Balding is a numbers man who, in defence of his management of the ABC, likes to refer to public opinion surveys commissioned with your tax dollars. I would not quibble that the majority of those who watch the ABC think everything is tickety-boo. But most people don’t watch the ABC. And the only choice that counts is the one viewers make each night with their thumb. Balding will also want to keep in mind the Government’s own increased numbers come July.
If Mars did attack Earth someday, how should the ABC report it?
As the death-ray-emitting saucers hurtled toward Earth and – one would hope – are engaged by a coalition of willing nations (while the UN fretted and muttered platitudes about the peaceful uses of space) how would the ABC interpret its code of conduct? Would it give a fair and balanced account of the grievances motivating the little green men?
Will AM’s Linda Mottram proclaim that ‘Coalition commanders are finding the public relations war may have slipped from their grasp, attacks by the height-challenged red planet dwellers are causing confusion and sapping morale’?
Will Kerry O’Brien demand to know why Australia’s immigration minister – ‘fixated on asylum-seekers’ – has dropped the ball?
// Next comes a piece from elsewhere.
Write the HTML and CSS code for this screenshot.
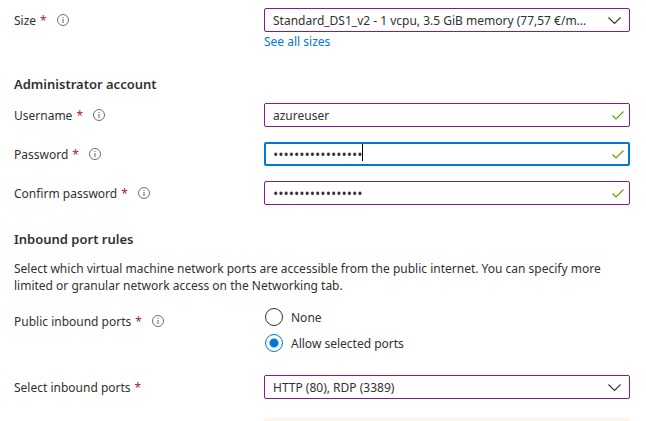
FILE: index.html
```
<!DOCTYPE html>
<html lang="en">
<head>
<meta charset="utf-8">
<title>Create a virtual machine</title>
<link rel="stylesheet" href="styles.css">
</head>
<body>
<svg class="defs" aria-hidden="true">
  <symbol id="info" viewBox="0 0 12 12">
    <circle cx="6" cy="6" r="5.5" fill="none" stroke="currentColor" stroke-width=".9"/>
    <path d="M5.5 3h1v1h-1zM5.5 5h1v4h-1z" fill="currentColor"/>
  </symbol>
  <symbol id="check" viewBox="0 0 12 9">
    <path d="M.5 4.5L4 8 11.5.5" fill="none" stroke="currentColor" stroke-width="1.1"/>
  </symbol>
  <symbol id="chevron" viewBox="0 0 13 8">
    <path d="M.5.5l6 6 6-6" fill="none" stroke="currentColor" stroke-width="1.1"/>
  </symbol>
</svg>
<form class="form">
  <div class="row">
    <div class="label"><label for="size">Size</label><span class="required">*</span><svg class="info"><use href="#info"/></svg></div>
    <div class="control">
      <div class="field">
        <select id="size" class="box"><option>Standard_DS1_v2 - 1 vcpu, 3.5 GiB memory (77,57 €/m...</option></select>
        <svg class="chevron"><use href="#chevron"/></svg>
      </div>
      <a class="link" href="#sizes">See all sizes</a>
    </div>
  </div>

  <h2 class="heading">Administrator account</h2>
  <div class="row">
    <div class="label"><label for="username">Username</label><span class="required">*</span><svg class="info"><use href="#info"/></svg></div>
    <div class="control field">
      <input id="username" class="box" type="text" value="azureuser">
      <svg class="check"><use href="#check"/></svg>
    </div>
  </div>
  <div class="row">
    <div class="label"><label for="password">Password</label><span class="required">*</span><svg class="info"><use href="#info"/></svg></div>
    <div class="control field">
      <input id="password" class="box secret active" type="password" value="aaaaaaaaaaaaaaaaa">
      <span class="caret"></span>
      <svg class="check"><use href="#check"/></svg>
    </div>
  </div>
  <div class="row">
    <div class="label"><label for="confirm">Confirm password</label><span class="required">*</span><svg class="info"><use href="#info"/></svg></div>
    <div class="control field">
      <input id="confirm" class="box secret" type="password" value="aaaaaaaaaaaaaaaaa">
      <svg class="check"><use href="#check"/></svg>
    </div>
  </div>

  <h2 class="heading">Inbound port rules</h2>
  <p class="text">Select which virtual machine network ports are accessible from the public internet. You can specify more limited or granular network access on the Networking tab.</p>
  <div class="row ports" role="radiogroup" aria-labelledby="ports-label">
    <div class="label"><span id="ports-label">Public inbound ports</span><span class="required">*</span><svg class="info"><use href="#info"/></svg></div>
    <div class="control choices">
      <label class="choice"><input class="radio" type="radio" name="ports">None</label>
      <label class="choice"><input class="radio" type="radio" name="ports" checked>Allow selected ports</label>
    </div>
  </div>
  <div class="row">
    <div class="label"><label for="inbound">Select inbound ports</label><span class="required">*</span></div>
    <div class="control field">
      <select id="inbound" class="box"><option>HTTP (80), RDP (3389)</option></select>
      <svg class="chevron"><use href="#chevron"/></svg>
    </div>
  </div>
  <div class="notice"></div>
</form>
</body>
</html>
```
FILE: styles.css
```
* {
  box-sizing: border-box;
}

body {
  margin: 0;
  background: #fff;
  color: #323130;
  font: 12px/17px "Noto Sans", sans-serif;
}

.defs {
  position: absolute;
  width: 0;
  height: 0;
}

.form {
  padding: 8px 16px 0 14px;
}

.row {
  display: grid;
  grid-template-columns: 250px 1fr;
  margin-bottom: 15px;
}

.label {
  display: flex;
  align-items: center;
  height: 24px;
}

.required {
  margin-left: 4px;
  color: #a4262c;
}

.info {
  width: 12px;
  height: 12px;
  margin-left: 10px;
  color: #605e5c;
}

.field {
  position: relative;
  height: 24px;
}

.box {
  display: block;
  width: 100%;
  height: 24px;
  margin: 0;
  padding: 0 30px 0 8px;
  border: 1px solid #881798;
  border-radius: 2px;
  outline: 0;
  appearance: none;
  background: #fff;
  color: inherit;
  font: inherit;
}

.secret {
  font-family: "Open Sans", sans-serif;
  font-size: 14px;
}

.active {
  padding-left: 7px;
  border: 2px solid #0078d4;
}

.caret {
  position: absolute;
  top: 2px;
  left: 98px;
  width: 1px;
  height: 17px;
  background: #000;
}

.check {
  position: absolute;
  top: 8px;
  right: 6px;
  width: 12px;
  height: 9px;
  color: #57a300;
  pointer-events: none;
}

.chevron {
  position: absolute;
  top: 9px;
  right: 9px;
  width: 13px;
  height: 8px;
  pointer-events: none;
}

.link {
  display: block;
  width: max-content;
  margin-top: 1px;
  color: #0078d4;
  text-decoration: none;
}

.heading {
  margin: 26px 0 10px;
  font-size: 13px;
  font-weight: 600;
  line-height: 17px;
}

.text {
  margin: 12px 0 14px;
}

.ports {
  margin-bottom: 23px;
}

.ports .label {
  height: 26px;
}

.choices {
  display: flex;
  flex-direction: column;
  gap: 8px;
}

.choice {
  display: flex;
  align-items: center;
  gap: 8px;
  height: 18px;
}

.radio {
  width: 18px;
  height: 18px;
  margin: 0 0 0 1px;
  border: 1px solid #323130;
  border-radius: 50%;
  appearance: none;
}

.radio:checked {
  border-color: #0078d4;
  background: radial-gradient(circle, #0078d4 4px, transparent 5px);
}

.notice {
  height: 3px;
  margin: 19px 0 0 250px;
  border-radius: 2px 2px 0 0;
  background: #fff4e8;
}
```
Presuming an interpreter could be found who spoke the appropriate interstellar dialect, would an aggrieved space invader be permitted to give his side of things to Lateline’s Tony Jones? (e.g., Martian air waves polluted with reality TV, regular invasions and occupation by robot explorers not to mention always the wisecracks about their diminutive stature.)
It would be more interesting than 60 Minutes’ cash-for-questions-not-answered Mamdouh Habib interview. And ABC shareholders would wish to be able to trust the editorial judgment of the news editors in each case. At present, there is little reason why
they should.
However, the ABC has a chance to win that trust and, if it wants to be around to cover the biggest story of all time, it should embrace its critics. Most of them mean it well.